Мальчонкой, завороженно глядя как дядя Вася ловко меняет камеру у велосипеда, я восхищенно думал: неужели все взрослые такие умные!? И позже все годы хождения в школу (ту самую, за цирком, во дворе которой мы в восьмом классе на уроке труда высадили аллею молодых березок; боже, до чего же они теперь большие!) я вглядывался в лица серьезных дядь и теть, пытаясь понять, какие высокие думы и чистые помыслы морщинят их лоб, как выглядит и из чего состоит тот мир великих свершений ума и духа, в который мне предстоит войти, когда я, наконец, стану взрослым. Хотя уже к концу школы мою юную душу и наполняла временами какая-то смутная тревога, но и учась уже на факультете со зданием находившимся недалеко от стен древнего Кремля, сбоку от которого торжественно опускалась к Волге широкая лестница, я все еще заглядывал в глаза прохожим все с тем же немым вопросом.

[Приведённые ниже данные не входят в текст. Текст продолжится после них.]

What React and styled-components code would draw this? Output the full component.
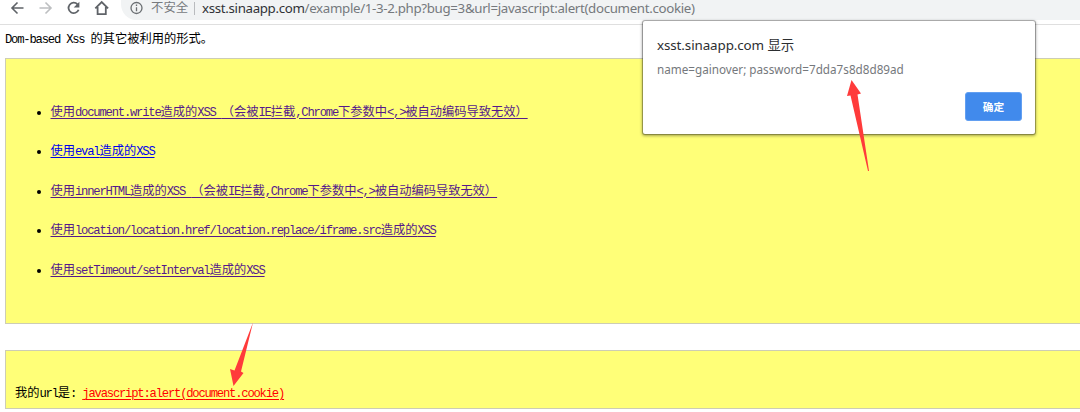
import React from 'react';
import styled, { createGlobalStyle } from 'styled-components';

const GlobalStyle = createGlobalStyle`
  * { box-sizing: border-box; }
  body { margin: 0; background: #fff; overflow: hidden; }
`;

const ui = '"Noto Sans", "Noto Sans CJK SC", sans-serif';

const Browser = styled.div`
  position: relative;
  width: 1080px;
  height: 412px;
  overflow: hidden;
  background: #fff;
`;

const Toolbar = styled.header`
  display: flex;
  align-items: flex-start;
  height: 25px;
  border-bottom: 1px solid #dfdfdf;
`;

const NavIcons = styled.svg`
  flex: none;
  width: 121px;
  height: 20px;
`;

const AddressBar = styled.div`
  flex: 1;
  display: flex;
  align-items: center;
  height: 20px;
  padding: 0 0 4px 9px;
  background: #f1f3f4;
  border-bottom-left-radius: 15px 16px;
  font: 13.3px/16px ${ui};
  color: #80868b;
  white-space: nowrap;
`;

const InfoIcon = styled.svg`
  flex: none;
  width: 13px;
  height: 16px;
`;

const Security = styled.span`
  width: 38px;
  margin-left: 8px;
  font-size: 12.4px;
  color: #777a7e;
`;

const Divider = styled.span`
  width: 1px;
  height: 13px;
  margin: 0 7px 0 5px;
  background: #b9bbbe;
`;

const Url = styled.span`
  letter-spacing: ${(p) => p.$tracking}px;
  color: #75797d;
`;

const Host = styled.span`
  color: #303236;
`;

const Page = styled.main`
  display: flex;
  flex-direction: column;
  padding-left: 5px;
  font: 12.24px/16px "Noto Sans CJK SC", sans-serif;
  color: #000;
  white-space: nowrap;
`;

const Intro = styled.p`
  height: 33px;
  margin: 0;
  padding-top: 5px;
`;

const Panel = styled.section`
  display: flex;
  flex-direction: column;
  height: ${(p) => p.$height}px;
  margin-bottom: 26px;
  padding: ${(p) => p.$pad};
  border: 1px solid #cdcdb4;
  border-right: 0;
  background: #ffff78;
`;

const Links = styled.ul`
  display: flex;
  flex-direction: column;
  gap: 23.5px;
  margin: 0;
  padding: 0;
  list-style: none;
`;

const Item = styled.li`
  display: flex;
  align-items: center;
  height: 16px;
`;

const Bullet = styled.span`
  width: 4px;
  height: 4px;
  margin: 2px 9.5px 0 0;
  border-radius: 50%;
  background: #000;
`;

const Anchor = styled.a`
  color: ${(p) => p.$color};
  text-decoration: underline;
  text-decoration-thickness: 1px;
  text-underline-offset: 2px;
`;

const Latin = styled.span`
  font: 12.2px/16px "Liberation Mono", monospace;
  letter-spacing: -1.2px;
`;

const Dialog = styled.div`
  position: absolute;
  left: 643px;
  top: 21px;
  width: 392px;
  height: 113px;
  display: flex;
  flex-direction: column;
  padding: 14px 13px 13px 14px;
  border-radius: 2px;
  background: #fff;
  box-shadow: 0 0 0 1px rgba(0, 0, 0, 0.24), 0 1px 3px 1px rgba(0, 0, 0, 0.35);
  font-family: ${ui};
  white-space: nowrap;
`;

const Title = styled.div`
  height: 24px;
  font-size: 13.4px;
  letter-spacing: -0.1px;
  line-height: 20px;
  color: #2c2e31;
`;

const Message = styled.div`
  font-size: 11.7px;
  line-height: 20px;
  color: #75787c;
`;

const OkButton = styled.button`
  align-self: flex-end;
  width: 57px;
  height: 29px;
  margin-top: auto;
  padding: 0;
  border: 1px solid #629ff1;
  border-radius: 3px;
  background: #418aec;
  color: #fff;
  font: bold 10.7px/27px "Noto Sans CJK SC", sans-serif;
`;

const Arrows = styled.svg`
  position: absolute;
  inset: 0;
  pointer-events: none;
`;

function Mixed({ children }) {
  return children
    .split(/([\x20-\x7e]+)/)
    .filter(Boolean)
    .map((run, i) => (/^[\x20-\x7e]/.test(run) ? <Latin key={i}>{run}</Latin> : run));
}

const links = [
  { text: '使用document.write造成的XSS （会被IE拦截,Chrome下参数中<,>被自动编码导致无效）', color: '#551a8b' },
  { text: '使用eval造成的XSS', color: '#0000ee' },
  { text: '使用innerHTML造成的XSS （会被IE拦截,Chrome下参数中<,>被自动编码导致无效）', color: '#551a8b' },
  { text: '使用location/location.href/location.replace/iframe.src造成的XSS', color: '#551a8b' },
  { text: '使用setTimeout/setInterval造成的XSS', color: '#551a8b' },
];

export default function App() {
  return (
    <Browser>
      <GlobalStyle />
      <Toolbar>
        <NavIcons viewBox="0 0 121 20" fill="none" stroke="#5f6368" strokeWidth="1.6">
          <path d="M23.5 8H12.5M17.5 2.5L12 8l5.500 5.500" />
          <path d="M39.500 8h11M45.500 2.500L51 8l-5.500 5.500" stroke="#bdbfc1" />
          <path d="M77.500 4.300A5.200 5.200 0 1 0 78.600 9.700" strokeWidth="1.800" />
          <path d="M79.400 1.800V7.500H73.700Z" fill="#5f6368" stroke="none" />
          <path d="M95.300 8.300L101.700 2l6.400 6.300M97.600 7v7.200h8.200V7" strokeWidth="1.800" />
        </NavIcons>
        <AddressBar>
          <InfoIcon viewBox="0 0 13 16" fill="none" stroke="#6b6f73" strokeWidth="1.300">
            <circle cx="6.500" cy="8" r="5.500" />
            <path d="M6.500 7.200v4M6.500 4.600v1.400" />
          </InfoIcon>
          <Security>不安全</Security>
          <Divider />
          <Url $tracking={-0.33}>
            <Host>xsst.sinaapp.com</Host>/example/1-3-2.php?bug=3&amp;url=javascript:alert(document.cookie)
          </Url>
        </AddressBar>
      </Toolbar>
      <Page>
        <Intro><Mixed>Dom-based Xss 的其它被利用的形式。</Mixed></Intro>
        <Panel $height={266} $pad="44.5px 0 0 31px">
          <Links>
            {links.map((l) => (
              <Item key={l.text}>
                <Bullet />
                <Anchor $color={l.color}><Mixed>{l.text}</Mixed></Anchor>
              </Item>
            ))}
          </Links>
        </Panel>
        <Panel $height={59} $pad="33px 0 0 9px">
          <div>
            <Mixed>我的url是: </Mixed>
            <Anchor $color="#f00"><Mixed>javascript:alert(document.cookie)</Mixed></Anchor>
          </div>
        </Panel>
      </Page>
      <Dialog role="dialog">
        <Title>xsst.sinaapp.com 显示</Title>
        <Message>name=gainover; password=7dda7s8d8d89ad</Message>
        <OkButton>确定</OkButton>
      </Dialog>
      <Arrows width="1080" height="412" fill="#ff3b3b">
        <path d="M851.500 80L861 93.500 857.500 94.500 869 171 868 171 850.500 95.500 847 96Z" />
        <path d="M253 322.500L241 371.500 243.500 373 233.500 386 230 369 234.500 370.500Z" />
      </Arrows>
    </Browser>
  );
}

Но потом, когда в течение каких-то десяти лет на моих глазах неглупый, работящий и во многом Великий народ распался на разрозненные стайки хорьков, растаскивающих по своим норам тело белое, холеное вскормившей их матери, все встало на свои места.
Стало совершенно очевидно, что предполагаемое обиталище высоких дум на самом деле населяют обыкновенные рыжие тараканы. И когда они у внутренней стенки лобной кости в очередной раз созывают вече для выбора нового посадника, лицо домовладельца становится особенно глубокомысленным. Да и не лицо вовсе, а кожно-мышечный мимический комплекс, находящийся на входе пищевой трубки.

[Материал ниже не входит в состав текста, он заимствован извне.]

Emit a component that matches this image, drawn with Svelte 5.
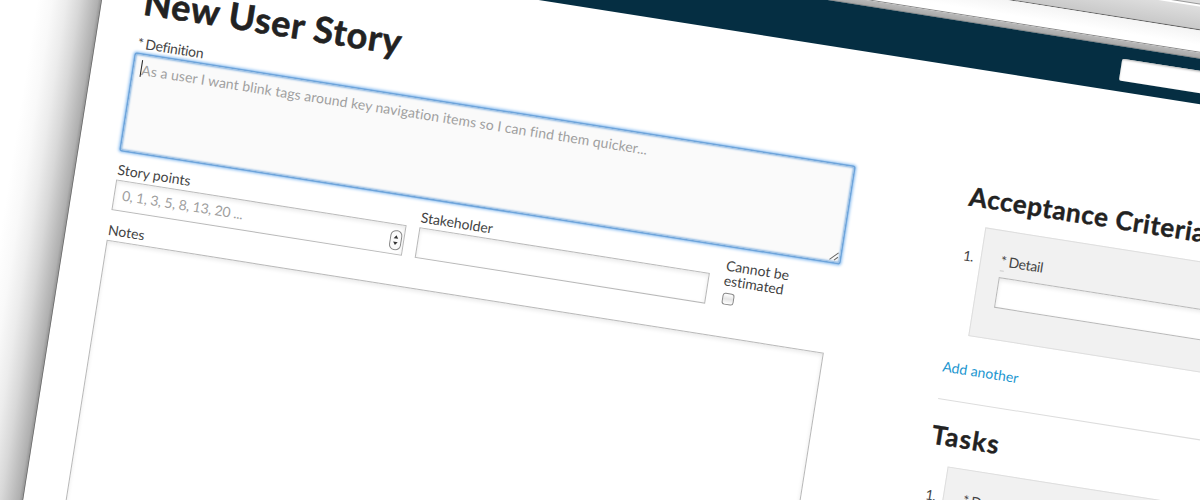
<script>
  const placeholder = 'As a user I want blink tags around key navigation items so I can find them quicker...';
</script>

<div class="stage">
  <div class="window">
    <div class="shadow"></div>
    <div class="tabs"></div>
    <div class="toolbar"></div>
    <div class="strip"></div>
    <header><div class="search"></div></header>
    <div class="page">
      <main>
        <h1><span>New User Story</span></h1>
        <div class="label first"><span class="star">*</span><span class="t-def">Definition</span></div>
        <div class="definition">
          <i class="caret"></i><span class="t-ph">{placeholder}</span>
          <svg class="grip" width="10" height="10" viewBox="0 0 10 10"><path d="M1 9L9 1M5.5 9L9 5.5" /></svg>
        </div>
        <div class="row">
          <div class="field">
            <div class="label"><span>Story points</span></div>
            <div class="input">
              <span class="t-num">0, 1, 3, 5, 8, 13, 20 ...</span>
              <svg class="spin" width="13" height="21" viewBox="0 0 13 21">
                <rect x="1" y="1" width="11" height="19" rx="5" />
                <path d="M6.5 5.5L8.8 8.8H4.2ZM6.5 15.5L8.8 12.2H4.2Z" />
              </svg>
            </div>
          </div>
          <div class="field">
            <div class="label"><span>Stakeholder</span></div>
            <div class="input"></div>
          </div>
          <div class="check">
            <span>Cannot be</span>
            <span>estimated</span>
            <i class="box"></i>
          </div>
        </div>
        <div class="label notes-label"><span>Notes</span></div>
        <div class="notes"></div>
      </main>
      <aside>
        <h2><span>Acceptance Criteria</span></h2>
        <div class="item">
          <span class="num">1.</span>
          <div class="card">
            <div class="label"><span class="star dotted">*</span><span class="t-det">Detail</span></div>
            <div class="input"></div>
          </div>
        </div>
        <a class="add" href="#add">Add another</a>
        <h2 class="tasks"><span class="t-task">Tasks</span></h2>
        <div class="item">
          <span class="num">1.</span>
          <div class="card">
            <div class="label"><span class="star">*</span><span class="t-det">Description</span></div>
            <div class="input"></div>
          </div>
        </div>
      </aside>
    </div>
  </div>
</div>

<style>
  :global(body) { background: #fff; overflow: hidden; }
  .stage {
    position: relative; width: 1200px; height: 500px; overflow: hidden;
    font-family: Lato, "Open Sans", sans-serif; color: #444; font-size: 14px;
    font-variant-ligatures: none;
  }
  .stage * { box-sizing: border-box; }
  /* The browser window is tilted about the point where its left side meets the top of the stage. */
  .window {
    position: absolute; left: 102px; top: -230px; width: 1400px; height: 900px;
    transform-origin: 0 230px; transform: rotate(8.96deg);
    background: #fff; display: flex; flex-direction: column;
    white-space: nowrap;
  }
  .shadow {
    position: absolute; right: 100%; top: 0; bottom: 0; width: 66px;
    background: linear-gradient(to left, #555 0, #999 1.2px, #b0b0b0 4px, #c2c2c2 12px, #d8d8d8 22px, #ececec 35px, #f9f9f9 49px, #fff 64px);
  }
  .tabs { flex: none; height: 89px; background: linear-gradient(#ddd 62px, #999 63px, #fff 64px, #fff 65px, #dedede 66px, #c9c9c9); border-bottom: 1px solid #666; }
  .toolbar { flex: none; height: 22px; background: linear-gradient(#f4f4f4, #fff 70%); border-bottom: 1px solid #888; }
  .strip { flex: none; height: 6px; background: linear-gradient(#b9b9b9, #aaa 80%, #777); }
  header { flex: none; height: 45px; background: #052e42; padding: 12px 0 0 1017px; }
  .search { width: 260px; height: 21.5px; background: #fff; border-radius: 2px; box-shadow: inset 0 1px 2px #bbb; }
  .page { flex: 1; display: flex; padding-left: 42px; }
  main { width: 726px; flex: none; }
  aside { margin-left: 119.5px; width: 500px; flex: none; padding-top: 106px; }
  span { display: inline-block; }
  h1 { margin: 0; height: 94px; padding-top: 39.5px; line-height: 44px; font-size: 36px; letter-spacing: .72px; color: #222; font-weight: 700; -webkit-text-stroke: .6px #222; }
  h2 { margin: 0; height: 49px; line-height: 40px; font-size: 26px; letter-spacing: .65px; color: #222; font-weight: 700; -webkit-text-stroke: .4px #222; }
  .label { height: 17px; line-height: 14px; display: flex; }
  .star { width: 8px; }
  .first { height: 21px; padding-top: 4px; }
  .t-def { letter-spacing: -.3px; }
  .definition {
    position: relative; margin: 1px 0 2px -.5px; width: 727px; height: 97px; background: #fafafa;
    border-radius: 1px;
    box-shadow: 0 0 0 1.5px #6ea4da, 0 0 3px 2.5px #8cbef0, inset 0 0 2px 1px #84b2e0;
    padding: 5.5px 8.5px; line-height: 18px; color: #a0a0a0;
  }
  .t-ph { letter-spacing: .085px; }
  .caret { position: absolute; left: 7.5px; top: 5px; width: 1px; height: 17px; background: #222; }
  .grip { position: absolute; right: 1px; bottom: 1px; fill: none; stroke: #666; stroke-width: 1; }
  .row { display: flex; gap: 13px; margin-top: 12.5px; }
  .field { width: 294px; }
  .input {
    height: 31px; background: #fff; border: 1px solid #b8b8b8; box-shadow: inset 0 2px 4px #e9e9e9;
    display: flex; align-items: center; justify-content: space-between; padding: 0 1px 0 7.5px; color: #a0a0a0;
  }
  .t-num { letter-spacing: -.2px; padding-bottom: 2px; }
  .spin { position: relative; top: 1px; }
  .spin rect { fill: #fafafa; stroke: #888; }
  .spin path { fill: #333; }
  .check { padding: .5px 0 0 2px; display: flex; flex-direction: column; line-height: 14.5px; }
  .box { width: 12px; height: 12px; margin: 5px 0 0 1px; border: 1px solid #888; border-radius: 3px; background: linear-gradient(#fff, #e5e5e5 50%, #fff); }
  .notes-label { margin-top: 12px; height: 18px; line-height: 16px; }
  .notes { height: 500px; border: 1px solid #b8b8b8; box-shadow: inset 0 2px 4px #e9e9e9; }
  .item { display: flex; }
  .num { width: 20px; padding: 21px 0 0 3px; line-height: 20px; flex: none; letter-spacing: -.7px; }
  .card { width: 450px; height: 110px; background: #f1f1f1; border: 1px solid #dedede; padding: 24px 20px; }
  .card .label { height: 22px; line-height: 11px; }
  .card .t-det { letter-spacing: -.3px; }
  .dotted { height: 16px; background: linear-gradient(#ccc, #ccc) 0 100% / 4px 1px no-repeat; }
  .add { display: block; height: 67px; padding-top: 24px; line-height: 20px; color: #2196cf; text-decoration: none; border-bottom: 1px solid #ddd; }
  .tasks { height: 65px; padding-top: 15px; }
  .t-task { letter-spacing: 1.2px; }
</style>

Как же долго я лечился от своего юношеского дебилизма!
Но теперь я спокойно и открыто, с добродушнейшей улыбкой смотрю в глаза каждому новому человеку, изначально полагая, что передо мной либо дебил, либо мерзавец.
Пока не доказано обратное.
И только одно напрягает и мешает полноте счастья. Это то, что эту же самую теорему тебе придется теперь постоянно доказывать себе самому, и окончательное решение может быть найдено только с последним ударом твоего сердца.
И вот когда в один прекрасный момент все это: И школа за цирком, во дворе которой мы в восьмом классе на уроке труда высадили аллею молодых березок ( Ну почему они теперь такие большие!). И лабазы. И месяцы безработицы. И завод топливной аппаратуры. И «бывшу мне на море, явилась буря». И непроходимые завалы снега на уральских перевалах. И рейд Азова. И белые ночи в Царском Селе. И годы безденежья. И могучая стремнина Волги у Волгограда. "И да ни внидут в сей храм ни аммоняне, ни амминяне и да не выблядки их до десятого рода". И буксировщик "Антей", шлепающий по узкой полосе Волго-Балта, зажатой между двух стен как-то угрюмо молчащего леса.
И хорьки, хорьки, хорьки…
И вот когда в один прекрасный момент все это, или что там у тебя лично, сольется в едином вихре и материализуется в нечто большое и пока еще теплое и всей своей задницей так устало опустится тебе на грудь, что искорки посыпавшиеся из твоих глазок разрисуют яркими разноцветными всполохами весь потолок, и ты в этот миг страсно возжелаешь для этой простой деревенской бабы лучшей доли и даже захочешь хоть что-нибудь для этого сделать, то не пугайся, дружок.
Так пробуждается чувство патриотизма.